Quadratic Programming Approach for Nash Equilibrium Computation in Multiplayer Imperfect-Information Games

Abstract

There has been significant recent progress in algorithms for approximation of Nash equilibrium in large two-player zero-sum imperfect-information games and exact computation of Nash equilibrium in multiplayer normal-form games. While counterfactual regret minimization and fictitious play are scalable to large games and have convergence guarantees in two-player zero-sum games, they do not guarantee convergence to Nash equilibrium in multiplayer games. We present an approach for exact computation of Nash equilibrium in multiplayer imperfect-information games that solves a quadratically-constrained program based on a nonlinear complementarity problem formulation from the sequence-form game representation. This approach capitalizes on recent advances for solving nonconvex quadratic programs.

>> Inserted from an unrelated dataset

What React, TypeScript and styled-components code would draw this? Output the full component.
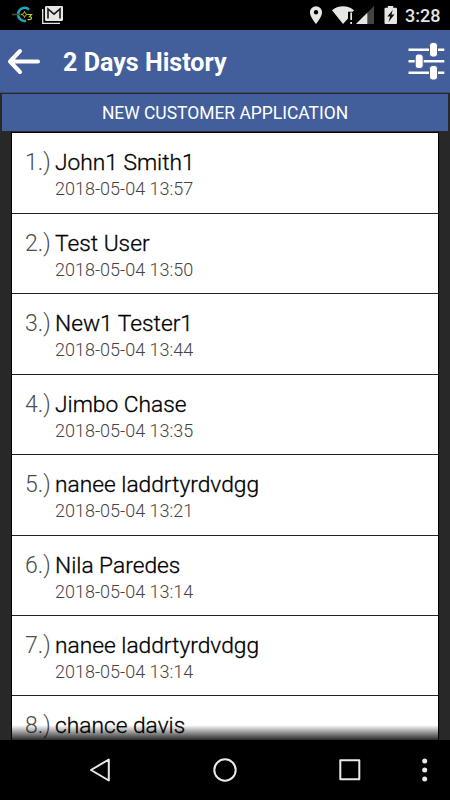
import React from "react";
import styled, { createGlobalStyle } from "styled-components";

const GlobalStyle = createGlobalStyle`
  * { box-sizing: border-box; }
  body { margin: 0; background: #000; font-family: Roboto, "Liberation Sans", sans-serif; }
`;

const Screen = styled.main`
  width: 450px;
  height: 800px;
  display: flex;
  flex-direction: column;
  overflow: hidden;
  background: #282828;
`;

const StatusBar = styled.div`
  height: 30px;
  flex: none;
  display: flex;
  justify-content: space-between;
  background: #000;
  color: #e6e6e6;
`;

const StatusIcons = styled.svg`
  display: block;
  height: 30px;
`;

const StatusRight = styled.div`
  display: flex;
`;

const Clock = styled.time`
  width: 45px;
  font-size: 18px;
  line-height: 32px;
  font-weight: 500;
  white-space: nowrap;
`;

const Header = styled.header`
  height: 63px;
  flex: none;
  display: flex;
  align-items: center;
  background: #435f9b;
  border-bottom: 1px solid #3b4c70;
  color: #fff;
`;

const IconButton = styled.button<{ $width: number }>`
  width: ${(p) => p.$width}px;
  height: 62px;
  padding: 0;
  border: 0;
  background: none;
  color: inherit;
  svg { display: block; }
`;

const Title = styled.h1`
  flex: 1;
  margin: 0;
  font-size: 25.1px;
  line-height: 62px;
  font-weight: 700;
  padding-top: 3px;
`;

const Content = styled.section`
  height: 647px;
  flex: none;
  padding-top: 1px;
  overflow: hidden;
`;

const Banner = styled.h2`
  height: 37.4px;
  margin: 0 2px;
  background: #435f9b;
  color: #fff;
  font-size: 17.45px;
  line-height: 38px;
  font-weight: 400;
  text-align: center;
`;

const List = styled.ol`
  position: relative;
  width: 428px;
  height: 608px;
  margin: 0.6px auto 0;
  padding: 0;
  border: 1px solid #000;
  border-bottom: 0;
  background: #fff;
  list-style: none;
  overflow: hidden;

  &::after {
    content: "";
    position: absolute;
    inset: auto 0 0;
    height: 15px;
    background: linear-gradient(rgba(0, 0, 0, 0), rgba(0, 0, 0, 0.84));
  }
`;

const Row = styled.li`
  height: 80.42px;
  display: grid;
  grid-template-columns: 43px 1fr;
  grid-template-rows: 27px 22px;
  padding-top: 16px;
  border-bottom: 1px solid #222;

  &:first-child {
    height: 80.9px;
  }
`;

const Index = styled.span`
  padding-left: 13px;
  font-size: 23px;
  line-height: 27px;
  font-weight: 300;
  color: #4c4c4c;
  white-space: nowrap;
`;

const Name = styled.span`
  font-size: 22.75px;
  line-height: 27px;
  font-weight: 300;
  color: #000;
  -webkit-text-stroke: 0.3px #000;
  white-space: nowrap;
`;

const DateText = styled.time`
  grid-column: 2;
  font-size: 18px;
  line-height: 26px;
  font-weight: 300;
  color: #444;
`;

const NavBar = styled.nav`
  height: 60px;
  flex: none;
  background: #000;
  svg { display: block; }
`;

const customers = [
  ["John1 Smith1", "2018-05-04 13:57"],
  ["Test User", "2018-05-04 13:50"],
  ["New1 Tester1", "2018-05-04 13:44"],
  ["Jimbo Chase", "2018-05-04 13:35"],
  ["nanee laddrtyrdvdgg", "2018-05-04 13:21"],
  ["Nila Paredes", "2018-05-04 13:14"],
  ["nanee laddrtyrdvdgg", "2018-05-04 13:14"],
  ["chance davis", ""],
];

function NotificationIcons() {
  return (
    <StatusIcons width="70" viewBox="0 0 70 30" fill="none">
      <path d="M29 9.600A6.500 6.500 0 1 0 26 20.700" stroke="#18aac0" strokeWidth="2.500" />
      <path d="M12 14.500H22" stroke="#45502a" strokeWidth="1.600" />
      <path d="M24.500 11.500l.9 2.100 2.100.9-2.100.9-.9 2.100-.9-2.100-2.100-.9 2.100-.9z" stroke="#d8e63c" strokeWidth=".8" />
      <path d="M27.700 14.500h3.800l-2 2.200c2.800-.2 2.800 3.200-.5 2.900h-1.400" stroke="#b8d33c" strokeWidth="1.200" />
      <path d="M42.700 9v14.300H60" stroke="#e6e6e6" strokeWidth="1.300" />
      <rect x="45" y="6" width="18" height="15" rx="1.200" fill="#e6e6e6" />
      <path d="M48 18.500V9l6 5.200L60 9v9.500" stroke="#191919" strokeWidth="1.600" />
    </StatusIcons>
  );
}

function SystemIcons() {
  return (
    <StatusIcons width="105" viewBox="300 0 105 30">
      <path d="M316 6.200a6.100 6.100 0 0 0-6.100 6.100c0 4.500 6.100 11.700 6.100 11.700s6.100-7.200 6.100-11.700a6.100 6.100 0 0 0-6.100-6.100zm0 8.200a2.200 2.200 0 1 1 0-4.400 2.200 2.200 0 0 1 0 4.400z" fill="#e6e6e6" />
      <path d="M332 10.200c6-5.400 16-5.400 22 0l-1.200 1.500H348v6.800L343 24z" fill="#e6e6e6" />
      <path d="M350.300 12.500h1.700v7.500h-1.700zM350.300 22h1.700v2h-1.700z" fill="#e6e6e6" />
      <path d="M374 6v18h-18z" fill="#444" />
      <path d="M367.300 12.700V24H356z" fill="#e6e6e6" />
      <path d="M385.500 7.700h2.300V6h5.400v1.700h2.800q1 0 1 1V23q0 1-1 1h-10.500q-1 0-1-1V8.700q0-1 1-1z" fill="#e6e6e6" />
      <path d="M392.800 10l-5.500 6.500h2.800l-1.600 5.500 6-7.500h-3z" fill="#111" />
    </StatusIcons>
  );
}

export default function App() {
  return (
    <>
      <GlobalStyle />
      <Screen>
        <StatusBar>
          <NotificationIcons />
          <StatusRight>
            <SystemIcons />
            <Clock>3:28</Clock>
          </StatusRight>
        </StatusBar>
        <Header>
          <IconButton $width={63} aria-label="Back">
            <svg width="63" height="62" fill="none" stroke="currentColor" strokeWidth="4" strokeLinecap="round" strokeLinejoin="round">
              <path d="M20 21L10 31.500 20 42M10 31.500h28" />
            </svg>
          </IconButton>
          <Title>2 Days History</Title>
          <IconButton $width={50} aria-label="Filters">
            <svg width="50" height="62" fill="currentColor">
              <path d="M8.500 18.500h35.800v2.400H8.500zM8.500 30h35.800v2.400H8.500zM8.500 41.500h35.800v2.400H8.500z" />
              <g stroke="#435f9b">
                <rect x="29.500" y="12.500" width="8" height="14.500" rx="3" />
                <rect x="15.200" y="24" width="8" height="14.500" rx="3" />
                <rect x="29.500" y="35.500" width="8" height="14.500" rx="3" />
              </g>
            </svg>
          </IconButton>
        </Header>
        <Content>
          <Banner>NEW CUSTOMER APPLICATION</Banner>
          <List>
            {customers.map(([name, date], i) => (
              <Row key={i}>
                <Index>{i + 1}.)</Index>
                <Name>{name}</Name>
                {date && <DateText>{date}</DateText>}
              </Row>
            ))}
          </List>
        </Content>
        <NavBar>
          <svg width="450" height="60" fill="none" stroke="#e9e9e9" strokeWidth="2" strokeLinejoin="round">
            <path d="M108.800 19.500v21L91 30z" />
            <circle cx="225" cy="30" r="10.700" />
            <rect x="340.300" y="20.300" width="19" height="19" />
            <g fill="#e9e9e9" stroke="none">
              <circle cx="424.700" cy="21" r="2.500" />
              <circle cx="424.700" cy="30" r="2.500" />
              <circle cx="424.700" cy="39" r="2.500" />
            </g>
          </svg>
        </NavBar>
      </Screen>
    </>
  );
}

Our algorithm is able to quickly solve three-player Kuhn poker after removal of dominated actions. Of the available algorithms in the Gambit software suite, only the logit quantal response approach is successfully able to solve the game; however, the approach takes longer than our algorithm and also involves a degree of approximation. Our formulation also leads to a new approach for computing Nash equilibrium in multiplayer normal-form games which we demonstrate to outperform a previous quadratically-constrained program formulation.